Sensible safety measures regarding gun sales will save the lives of children in all of our communities. A recent Children’s Defense Fund report dedicated to Trayvon Martin that examined gun-related deaths in 2008 and 2009 found the following shocking facts:
- The total number of preschool-age children killed by guns during those years — 173 — was nearly double the number of law-enforcement officers — 89 — killed in the line of duty.
- African-American children and teens represented 45 percent of all guns deaths in their age group in 2008 and 2009, but only 15 percent of the total U.S. population of children.
- The top cause of death for black teens ages 15 to 19 was gun homicide, while for white teens it was motor vehicle accidents followed by gun homicides.
- More children and teens died from gunfire in 2008 and 2009 — 5,750 — than the number of U.S. military personnel killed in action in Iraq and Afghanistan.
- Among 23 high-income countries in the world scholars have studied, the United States is home to 80 percent of all gun deaths, and 87 percent of all gun deaths of children younger than 15.
The risks to our children and their safety from our virtually unrestricted trade in guns is indisputable, and the chance to act is now. Despite how it seems after the fact, no safety or public health advance is easy or lacking in controversy at the time. Yet such moments present an opportunity to speak to people in a compelling way about how communities — and families — must come together to save lives and protect our children from harm.

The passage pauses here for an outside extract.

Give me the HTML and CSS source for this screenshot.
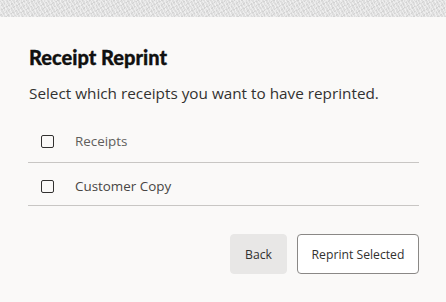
FILE: index.html
```html
<!DOCTYPE html>
<html lang="en">
<head>
<meta charset="utf-8">
<title>Receipt Reprint</title>
<link rel="stylesheet" href="styles.css">
</head>
<body>
<div class="strip"></div>
<div class="dialog">
  <h1 class="title">Receipt Reprint</h1>
  <p class="subtitle">Select which receipts you want to have reprinted.</p>
  <div class="list">
    <label class="row header">
      <span class="box"></span>
      <span class="label">Receipts</span>
    </label>
    <label class="row">
      <span class="box"></span>
      <span class="label">Customer Copy</span>
    </label>
  </div>
  <div class="actions">
    <button class="btn btn-back">Back</button>
    <button class="btn btn-primary">Reprint Selected</button>
  </div>
</div>
</body>
</html>
```
FILE: styles.css
```css
html, body {
  margin: 0;
  padding: 0;
  background: #faf9f8;
  font-family: "Open Sans", "Noto Sans", sans-serif;
  color: #323130;
}
.strip {
  height: 17px;
  background-color: #dedede;
  background-image:
    repeating-linear-gradient(60deg, rgba(255,255,255,0.45) 0 1px, transparent 1px 3px),
    repeating-linear-gradient(-30deg, rgba(190,190,190,0.35) 0 1px, transparent 1px 4px),
    repeating-linear-gradient(90deg, rgba(255,255,255,0.3) 0 1px, transparent 1px 5px);
}
.dialog {
  padding: 26px 27px 0 28px;
}
.title {
  margin: 0 0 0 1px;
  font-family: Lato, "Open Sans", sans-serif;
  font-size: 20px;
  line-height: 28px;
  font-weight: 900;
  color: #111110;
  -webkit-text-stroke: 0.3px #111110;
}
.subtitle {
  margin: 12px 0 0 1px;
  font-size: 15.3px;
  line-height: 20px;
  color: #323130;
}
.list {
  margin-top: 17px;
}
.row {
  display: flex;
  align-items: center;
  height: 42px;
  border-bottom: 1px solid #c8c6c4;
  padding-left: 13px;
}
.row + .row {
  padding-top: 4px;
  height: 38px;
}
.box {
  width: 11px;
  height: 11px;
  border: 1.5px solid #323130;
  border-radius: 2px;
  flex: none;
}
.label {
  margin-left: 21px;
  font-size: 13.4px;
  color: #605e5c;
}
.row + .row .label {
  color: #484644;
}
.actions {
  display: flex;
  justify-content: flex-end;
  gap: 10px;
  margin-top: 28px;
}
.btn {
  height: 40px;
  font-family: inherit;
  font-size: 12.2px;
  color: #323130;
  border-radius: 4px;
  padding: 0;
  white-space: nowrap;
}
.btn-back {
  background: #e8e7e6;
  border: 1px solid #e8e7e6;
  width: 57px;
}
.btn-primary {
  background: #ffffff;
  border: 1px solid #8a8886;
  width: 122px;
}
```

With a record-high 53 percent of American voters saying in a new poll that the Republican party is now “too extreme” and public polls showing widespread support for restrictions, it’s also an opportunity for more reasonable lawmakers to lead by showing that they are willing to put public safety ahead of their political backers and the profits of the gun industry. Caring for our children is a bi-partisan activity: it’s about time it looked like one.